__GIVEN EXERCISE__
Copy out each line containing "code" from the entries below.

__RECORDS SUPPLIED__

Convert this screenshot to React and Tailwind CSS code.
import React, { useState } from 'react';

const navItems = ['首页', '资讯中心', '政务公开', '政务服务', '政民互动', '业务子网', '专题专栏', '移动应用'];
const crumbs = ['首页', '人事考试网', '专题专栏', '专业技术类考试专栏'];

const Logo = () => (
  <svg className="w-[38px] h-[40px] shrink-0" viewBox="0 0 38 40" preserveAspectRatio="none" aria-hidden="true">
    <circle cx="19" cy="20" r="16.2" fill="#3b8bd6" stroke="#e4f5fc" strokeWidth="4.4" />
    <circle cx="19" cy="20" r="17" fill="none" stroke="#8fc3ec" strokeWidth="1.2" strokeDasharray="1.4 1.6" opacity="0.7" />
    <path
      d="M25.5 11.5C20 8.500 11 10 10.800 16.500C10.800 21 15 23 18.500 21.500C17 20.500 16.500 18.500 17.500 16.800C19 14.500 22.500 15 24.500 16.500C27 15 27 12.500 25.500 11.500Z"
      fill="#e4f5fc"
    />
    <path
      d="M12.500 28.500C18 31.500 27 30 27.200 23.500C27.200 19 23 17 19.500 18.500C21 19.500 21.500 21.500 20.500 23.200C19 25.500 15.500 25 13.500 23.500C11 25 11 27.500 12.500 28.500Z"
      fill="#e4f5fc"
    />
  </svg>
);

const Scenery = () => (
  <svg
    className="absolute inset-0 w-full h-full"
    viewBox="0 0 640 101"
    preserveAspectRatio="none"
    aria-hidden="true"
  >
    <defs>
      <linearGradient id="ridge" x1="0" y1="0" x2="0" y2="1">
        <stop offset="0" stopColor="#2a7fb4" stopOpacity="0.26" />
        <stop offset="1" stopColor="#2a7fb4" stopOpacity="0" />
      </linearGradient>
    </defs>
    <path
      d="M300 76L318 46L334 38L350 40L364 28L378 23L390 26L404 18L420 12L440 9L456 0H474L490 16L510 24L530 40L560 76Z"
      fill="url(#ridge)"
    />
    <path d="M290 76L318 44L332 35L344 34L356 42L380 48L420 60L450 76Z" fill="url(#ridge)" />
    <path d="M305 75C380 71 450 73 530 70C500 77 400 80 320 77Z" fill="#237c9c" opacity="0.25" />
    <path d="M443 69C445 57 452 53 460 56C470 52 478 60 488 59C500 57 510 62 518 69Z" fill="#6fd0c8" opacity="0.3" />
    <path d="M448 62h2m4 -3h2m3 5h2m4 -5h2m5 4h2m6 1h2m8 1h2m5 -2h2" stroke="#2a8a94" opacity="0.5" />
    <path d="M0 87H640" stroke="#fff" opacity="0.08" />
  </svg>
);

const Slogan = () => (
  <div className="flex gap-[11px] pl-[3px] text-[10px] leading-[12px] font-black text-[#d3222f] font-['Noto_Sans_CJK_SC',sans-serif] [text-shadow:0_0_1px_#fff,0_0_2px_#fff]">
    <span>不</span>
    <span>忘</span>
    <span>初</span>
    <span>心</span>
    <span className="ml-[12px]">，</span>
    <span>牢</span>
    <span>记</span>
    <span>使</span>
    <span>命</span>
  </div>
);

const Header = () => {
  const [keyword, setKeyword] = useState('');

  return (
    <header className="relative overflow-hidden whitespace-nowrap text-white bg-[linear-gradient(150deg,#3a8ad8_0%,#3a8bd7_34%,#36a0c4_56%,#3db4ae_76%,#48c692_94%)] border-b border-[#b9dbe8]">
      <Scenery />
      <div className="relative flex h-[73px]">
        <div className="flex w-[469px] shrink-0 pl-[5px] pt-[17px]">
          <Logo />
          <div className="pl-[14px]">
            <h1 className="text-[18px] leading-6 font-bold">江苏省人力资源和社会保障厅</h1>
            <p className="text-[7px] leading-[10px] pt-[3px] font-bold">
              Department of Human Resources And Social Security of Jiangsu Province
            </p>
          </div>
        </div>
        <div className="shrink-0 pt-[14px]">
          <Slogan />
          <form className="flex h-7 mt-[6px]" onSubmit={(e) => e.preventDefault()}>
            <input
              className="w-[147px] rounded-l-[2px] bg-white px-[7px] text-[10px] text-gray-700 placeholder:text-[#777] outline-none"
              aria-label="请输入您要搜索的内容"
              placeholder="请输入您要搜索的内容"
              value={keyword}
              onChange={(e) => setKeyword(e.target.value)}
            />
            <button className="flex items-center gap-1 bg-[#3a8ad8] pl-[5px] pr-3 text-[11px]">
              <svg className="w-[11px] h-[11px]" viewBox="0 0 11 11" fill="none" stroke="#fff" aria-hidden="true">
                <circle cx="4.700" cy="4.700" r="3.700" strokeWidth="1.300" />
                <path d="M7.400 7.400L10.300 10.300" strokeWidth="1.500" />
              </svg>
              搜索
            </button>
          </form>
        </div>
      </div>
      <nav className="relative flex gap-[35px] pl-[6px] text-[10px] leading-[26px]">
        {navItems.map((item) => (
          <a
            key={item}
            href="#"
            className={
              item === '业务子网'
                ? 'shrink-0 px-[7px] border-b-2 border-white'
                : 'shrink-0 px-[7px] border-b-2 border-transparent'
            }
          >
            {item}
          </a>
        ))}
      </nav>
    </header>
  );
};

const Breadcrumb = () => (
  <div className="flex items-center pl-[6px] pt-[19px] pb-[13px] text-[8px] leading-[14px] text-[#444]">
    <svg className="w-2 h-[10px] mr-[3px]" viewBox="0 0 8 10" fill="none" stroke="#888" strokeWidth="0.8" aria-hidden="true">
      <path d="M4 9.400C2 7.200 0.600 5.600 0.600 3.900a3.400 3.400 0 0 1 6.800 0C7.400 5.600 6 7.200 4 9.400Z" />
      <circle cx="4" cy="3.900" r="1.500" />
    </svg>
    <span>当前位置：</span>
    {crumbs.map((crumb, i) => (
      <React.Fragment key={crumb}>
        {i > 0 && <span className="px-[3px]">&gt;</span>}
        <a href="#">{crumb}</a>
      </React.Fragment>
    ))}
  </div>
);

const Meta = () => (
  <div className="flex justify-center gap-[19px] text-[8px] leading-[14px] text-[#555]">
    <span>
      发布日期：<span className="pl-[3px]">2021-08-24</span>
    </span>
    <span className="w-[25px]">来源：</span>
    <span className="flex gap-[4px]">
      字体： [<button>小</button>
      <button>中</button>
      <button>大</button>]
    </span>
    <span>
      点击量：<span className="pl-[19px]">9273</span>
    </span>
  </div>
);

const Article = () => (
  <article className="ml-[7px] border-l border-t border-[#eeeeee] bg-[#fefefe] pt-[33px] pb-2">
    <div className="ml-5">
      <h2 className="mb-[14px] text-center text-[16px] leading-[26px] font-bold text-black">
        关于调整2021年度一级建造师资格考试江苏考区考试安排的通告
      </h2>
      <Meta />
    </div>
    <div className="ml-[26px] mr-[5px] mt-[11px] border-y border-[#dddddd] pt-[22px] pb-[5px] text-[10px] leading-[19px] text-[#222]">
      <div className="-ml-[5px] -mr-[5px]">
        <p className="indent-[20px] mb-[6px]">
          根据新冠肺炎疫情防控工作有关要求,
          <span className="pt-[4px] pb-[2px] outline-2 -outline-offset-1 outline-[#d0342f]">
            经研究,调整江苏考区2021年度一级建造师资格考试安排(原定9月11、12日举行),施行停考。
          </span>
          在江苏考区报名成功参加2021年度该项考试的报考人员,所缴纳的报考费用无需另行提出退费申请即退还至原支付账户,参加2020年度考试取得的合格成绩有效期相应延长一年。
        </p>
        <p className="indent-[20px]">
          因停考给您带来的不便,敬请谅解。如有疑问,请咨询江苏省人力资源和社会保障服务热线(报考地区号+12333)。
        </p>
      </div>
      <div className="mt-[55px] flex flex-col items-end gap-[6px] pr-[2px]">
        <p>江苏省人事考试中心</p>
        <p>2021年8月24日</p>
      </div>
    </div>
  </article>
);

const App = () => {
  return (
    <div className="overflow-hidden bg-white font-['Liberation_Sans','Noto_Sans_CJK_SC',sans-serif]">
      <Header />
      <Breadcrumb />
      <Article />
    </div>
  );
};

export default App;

==

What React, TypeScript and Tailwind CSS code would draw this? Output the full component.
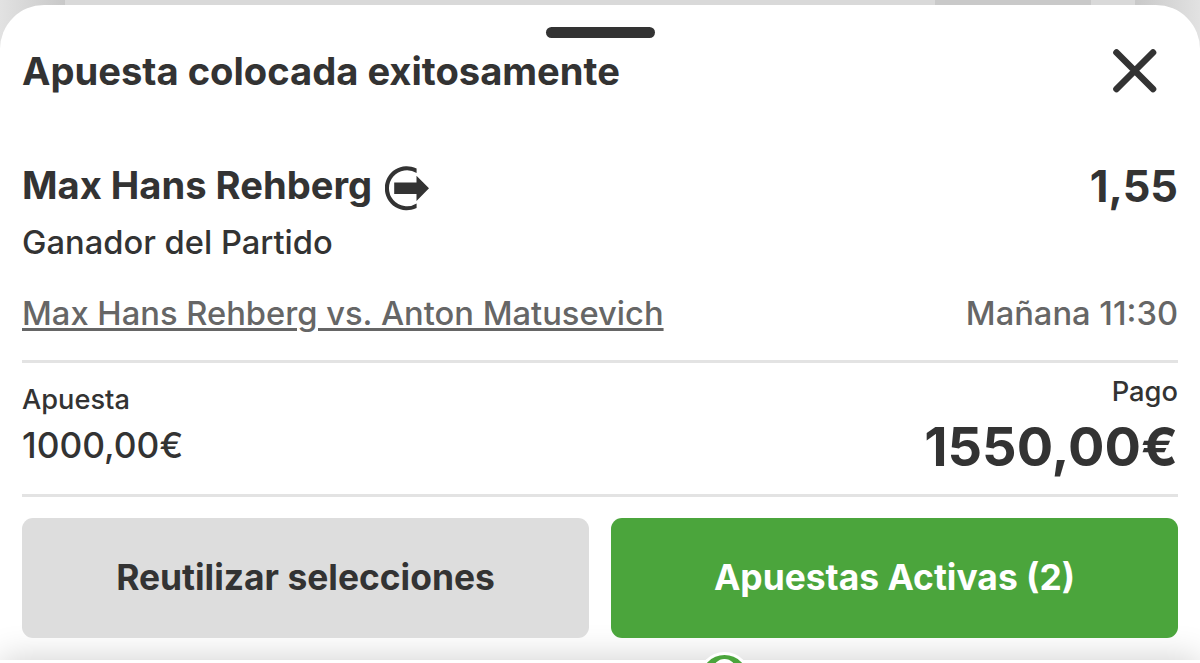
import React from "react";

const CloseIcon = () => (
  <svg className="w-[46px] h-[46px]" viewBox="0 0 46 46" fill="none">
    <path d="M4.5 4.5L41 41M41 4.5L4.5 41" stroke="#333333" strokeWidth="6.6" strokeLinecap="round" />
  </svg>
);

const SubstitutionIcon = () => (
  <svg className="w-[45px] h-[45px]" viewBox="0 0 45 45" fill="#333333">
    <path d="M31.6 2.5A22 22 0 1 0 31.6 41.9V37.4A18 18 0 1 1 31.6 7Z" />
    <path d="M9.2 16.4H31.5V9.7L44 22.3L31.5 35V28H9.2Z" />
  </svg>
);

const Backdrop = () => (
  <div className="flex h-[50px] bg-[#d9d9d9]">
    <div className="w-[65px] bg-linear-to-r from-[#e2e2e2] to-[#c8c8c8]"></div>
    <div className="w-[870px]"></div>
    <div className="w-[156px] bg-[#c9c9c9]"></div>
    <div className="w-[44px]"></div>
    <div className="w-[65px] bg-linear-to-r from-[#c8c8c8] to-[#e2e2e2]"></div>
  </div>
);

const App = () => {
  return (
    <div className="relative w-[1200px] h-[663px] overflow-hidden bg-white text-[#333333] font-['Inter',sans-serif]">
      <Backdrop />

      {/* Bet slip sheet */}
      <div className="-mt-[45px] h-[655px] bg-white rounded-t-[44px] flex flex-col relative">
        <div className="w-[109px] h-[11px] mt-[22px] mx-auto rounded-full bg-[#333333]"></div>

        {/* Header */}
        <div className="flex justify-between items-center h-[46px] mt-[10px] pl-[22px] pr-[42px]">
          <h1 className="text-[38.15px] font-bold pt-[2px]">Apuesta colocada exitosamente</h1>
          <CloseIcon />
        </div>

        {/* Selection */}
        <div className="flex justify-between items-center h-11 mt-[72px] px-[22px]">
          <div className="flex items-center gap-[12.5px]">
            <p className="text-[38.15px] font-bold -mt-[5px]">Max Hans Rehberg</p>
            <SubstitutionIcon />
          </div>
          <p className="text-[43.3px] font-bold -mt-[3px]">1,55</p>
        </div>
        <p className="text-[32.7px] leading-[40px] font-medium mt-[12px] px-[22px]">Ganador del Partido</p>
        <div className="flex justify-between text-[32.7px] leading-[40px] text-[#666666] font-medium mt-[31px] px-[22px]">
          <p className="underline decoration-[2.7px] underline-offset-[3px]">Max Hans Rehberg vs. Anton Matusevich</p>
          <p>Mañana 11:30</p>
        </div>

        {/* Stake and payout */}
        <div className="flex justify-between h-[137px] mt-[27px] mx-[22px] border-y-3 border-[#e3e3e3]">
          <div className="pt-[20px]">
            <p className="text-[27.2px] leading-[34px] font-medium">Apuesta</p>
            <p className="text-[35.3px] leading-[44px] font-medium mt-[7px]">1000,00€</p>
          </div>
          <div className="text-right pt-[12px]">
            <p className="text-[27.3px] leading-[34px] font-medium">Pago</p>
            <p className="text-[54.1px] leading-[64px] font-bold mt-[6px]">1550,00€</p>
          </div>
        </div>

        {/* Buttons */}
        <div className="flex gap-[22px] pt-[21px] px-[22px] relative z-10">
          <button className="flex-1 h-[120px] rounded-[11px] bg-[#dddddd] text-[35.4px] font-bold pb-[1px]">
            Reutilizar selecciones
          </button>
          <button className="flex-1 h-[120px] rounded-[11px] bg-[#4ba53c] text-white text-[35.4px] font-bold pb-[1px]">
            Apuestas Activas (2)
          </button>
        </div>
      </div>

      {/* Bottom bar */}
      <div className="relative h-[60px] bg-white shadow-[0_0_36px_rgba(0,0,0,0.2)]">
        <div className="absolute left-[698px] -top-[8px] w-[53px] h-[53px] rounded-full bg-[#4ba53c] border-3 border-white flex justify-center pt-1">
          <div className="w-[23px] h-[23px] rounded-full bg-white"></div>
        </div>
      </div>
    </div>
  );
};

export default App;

__ANSWER FOR THIS EXERCISE__
Convert this screenshot to React and Tailwind CSS code.
What React, TypeScript and Tailwind CSS code would draw this? Output the full component.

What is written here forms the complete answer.